Recorded information:
▼
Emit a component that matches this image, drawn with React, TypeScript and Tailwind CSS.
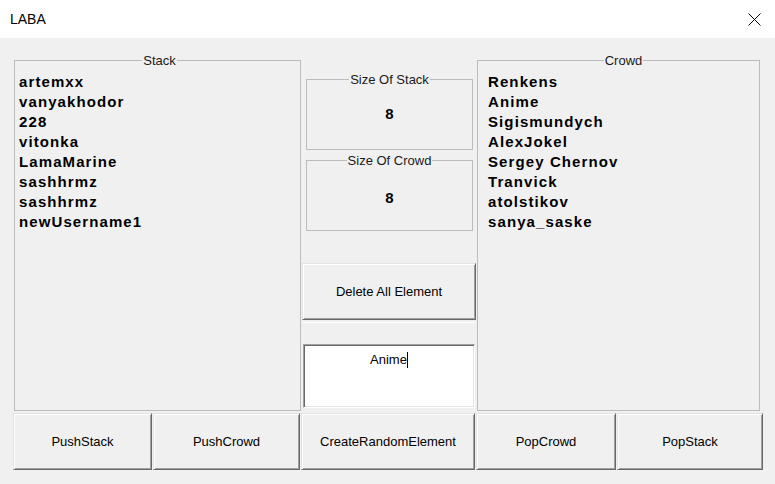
import React from 'react';

const stackItems = ['artemxx', 'vanyakhodor', '228', 'vitonka', 'LamaMarine', 'sashhrmz', 'sashhrmz', 'newUsername1'];
const crowdItems = ['Renkens', 'Anime', 'Sigismundych', 'AlexJokel', 'Sergey Chernov', 'Tranvick', 'atolstikov', 'sanya_saske'];

const btn =
  'flex items-center justify-center bg-[#f0f0f0] text-[13px] text-black border border-t-[#e3e3e3] border-l-[#e3e3e3] border-b-[#696969] border-r-[#696969] shadow-[inset_1px_1px_0_#ffffff,inset_-1px_-1px_0_#a0a0a0]';

function GroupList({ title, items, className }: { title: string; items: string[]; className: string }) {
  return (
    <fieldset className={`border border-[#bcbcbc] h-[358px] pt-[4px] ${className}`}>
      <legend className="mx-auto px-[1px] text-[13px] leading-[15px] text-[#1a1a1a]">{title}</legend>
      {items.map((item, i) => (
        <div key={i} className="text-[15px] leading-[20px] font-bold tracking-[1.1px] text-black">
          {item}
        </div>
      ))}
    </fieldset>
  );
}

function SizeBox({ title, value, className }: { title: string; value: number; className: string }) {
  return (
    <fieldset className={`border border-[#bcbcbc] h-[78px] flex items-center justify-center ${className}`}>
      <legend className="mx-auto px-[1px] text-[13px] leading-[15px] text-[#1a1a1a]">{title}</legend>
      <div className="w-full h-[55px] flex items-center justify-center text-[15px] font-bold text-black">{value}</div>
    </fieldset>
  );
}

export default function App() {
  return (
    <div className="w-[775px] h-[484px] bg-[#f0f0f0] overflow-hidden font-['Liberation_Sans',Arial,sans-serif]">
      {/* Title bar */}
      <div className="h-[38px] bg-white flex items-center justify-between pl-[10px] pr-[14px]">
        <span className="text-[14px] text-black">LABA</span>
        <svg width="13" height="13" viewBox="0 0 13 13">
          <path d="M0.5 0.5 L12.5 12.5 M12.5 0.5 L0.5 12.5" stroke="#000" strokeWidth="1" />
        </svg>
      </div>

      {/* Main area */}
      <div className="flex pl-[14px] pt-[15px]">
        <GroupList title="Stack" items={stackItems} className="w-[287px] pl-[4px]" />

        <div className="w-[174px] ml-[1px] flex flex-col">
          <SizeBox title="Size Of Stack" value={8} className="mt-[19px] mx-[4px] w-[167px]" />
          <SizeBox title="Size Of Crowd" value={8} className="mt-[3px] mx-[4px] w-[167px] pt-[3px]" />
          <button className={`${btn} h-[57px] mt-[32px]`}>Delete All Element</button>
          <div className="mt-[2px] border-t border-white h-[22px]" />
          <div className="h-[64px] mx-[1px] bg-white border border-t-[#a0a0a0] border-l-[#a0a0a0] border-b-[#ffffff] border-r-[#ffffff] shadow-[inset_1px_1px_0_#696969,inset_-1px_-1px_0_#e3e3e3] flex justify-center pt-[7px]">
            <span className="text-[13px] leading-[16px] text-black">Anime</span>
            <span className="w-[1px] h-[16px] bg-black" />
          </div>
        </div>

        <GroupList title="Crowd" items={crowdItems} className="w-[283px] ml-[1px] pl-[10px]" />
      </div>

      {/* Bottom buttons */}
      <div className="flex pl-[13px] mt-[2px] h-[57px]">
        <button className={`${btn} w-[139px]`}>PushStack</button>
        <button className={`${btn} w-[147px] ml-[1px]`}>PushCrowd</button>
        <button className={`${btn} w-[174px] ml-[1px]`}>CreateRandomElement</button>
        <button className={`${btn} w-[140px] ml-[1px]`}>PopCrowd</button>
        <button className={`${btn} w-[146px] ml-[1px]`}>PopStack</button>
      </div>
    </div>
  );
}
▲
Repeat the listing above exactly, with no pictures.

The result:
Emit a component that matches this image, drawn with React, TypeScript and Tailwind CSS.
import React from 'react';

const stackItems = ['artemxx', 'vanyakhodor', '228', 'vitonka', 'LamaMarine', 'sashhrmz', 'sashhrmz', 'newUsername1'];
const crowdItems = ['Renkens', 'Anime', 'Sigismundych', 'AlexJokel', 'Sergey Chernov', 'Tranvick', 'atolstikov', 'sanya_saske'];

const btn =
  'flex items-center justify-center bg-[#f0f0f0] text-[13px] text-black border border-t-[#e3e3e3] border-l-[#e3e3e3] border-b-[#696969] border-r-[#696969] shadow-[inset_1px_1px_0_#ffffff,inset_-1px_-1px_0_#a0a0a0]';

function GroupList({ title, items, className }: { title: string; items: string[]; className: string }) {
  return (
    <fieldset className={`border border-[#bcbcbc] h-[358px] pt-[4px] ${className}`}>
      <legend className="mx-auto px-[1px] text-[13px] leading-[15px] text-[#1a1a1a]">{title}</legend>
      {items.map((item, i) => (
        <div key={i} className="text-[15px] leading-[20px] font-bold tracking-[1.1px] text-black">
          {item}
        </div>
      ))}
    </fieldset>
  );
}

function SizeBox({ title, value, className }: { title: string; value: number; className: string }) {
  return (
    <fieldset className={`border border-[#bcbcbc] h-[78px] flex items-center justify-center ${className}`}>
      <legend className="mx-auto px-[1px] text-[13px] leading-[15px] text-[#1a1a1a]">{title}</legend>
      <div className="w-full h-[55px] flex items-center justify-center text-[15px] font-bold text-black">{value}</div>
    </fieldset>
  );
}

export default function App() {
  return (
    <div className="w-[775px] h-[484px] bg-[#f0f0f0] overflow-hidden font-['Liberation_Sans',Arial,sans-serif]">
      {/* Title bar */}
      <div className="h-[38px] bg-white flex items-center justify-between pl-[10px] pr-[14px]">
        <span className="text-[14px] text-black">LABA</span>
        <svg width="13" height="13" viewBox="0 0 13 13">
          <path d="M0.5 0.5 L12.5 12.5 M12.5 0.5 L0.5 12.5" stroke="#000" strokeWidth="1" />
        </svg>
      </div>

      {/* Main area */}
      <div className="flex pl-[14px] pt-[15px]">
        <GroupList title="Stack" items={stackItems} className="w-[287px] pl-[4px]" />

        <div className="w-[174px] ml-[1px] flex flex-col">
          <SizeBox title="Size Of Stack" value={8} className="mt-[19px] mx-[4px] w-[167px]" />
          <SizeBox title="Size Of Crowd" value={8} className="mt-[3px] mx-[4px] w-[167px] pt-[3px]" />
          <button className={`${btn} h-[57px] mt-[32px]`}>Delete All Element</button>
          <div className="mt-[2px] border-t border-white h-[22px]" />
          <div className="h-[64px] mx-[1px] bg-white border border-t-[#a0a0a0] border-l-[#a0a0a0] border-b-[#ffffff] border-r-[#ffffff] shadow-[inset_1px_1px_0_#696969,inset_-1px_-1px_0_#e3e3e3] flex justify-center pt-[7px]">
            <span className="text-[13px] leading-[16px] text-black">Anime</span>
            <span className="w-[1px] h-[16px] bg-black" />
          </div>
        </div>

        <GroupList title="Crowd" items={crowdItems} className="w-[283px] ml-[1px] pl-[10px]" />
      </div>

      {/* Bottom buttons */}
      <div className="flex pl-[13px] mt-[2px] h-[57px]">
        <button className={`${btn} w-[139px]`}>PushStack</button>
        <button className={`${btn} w-[147px] ml-[1px]`}>PushCrowd</button>
        <button className={`${btn} w-[174px] ml-[1px]`}>CreateRandomElement</button>
        <button className={`${btn} w-[140px] ml-[1px]`}>PopCrowd</button>
        <button className={`${btn} w-[146px] ml-[1px]`}>PopStack</button>
      </div>
    </div>
  );
}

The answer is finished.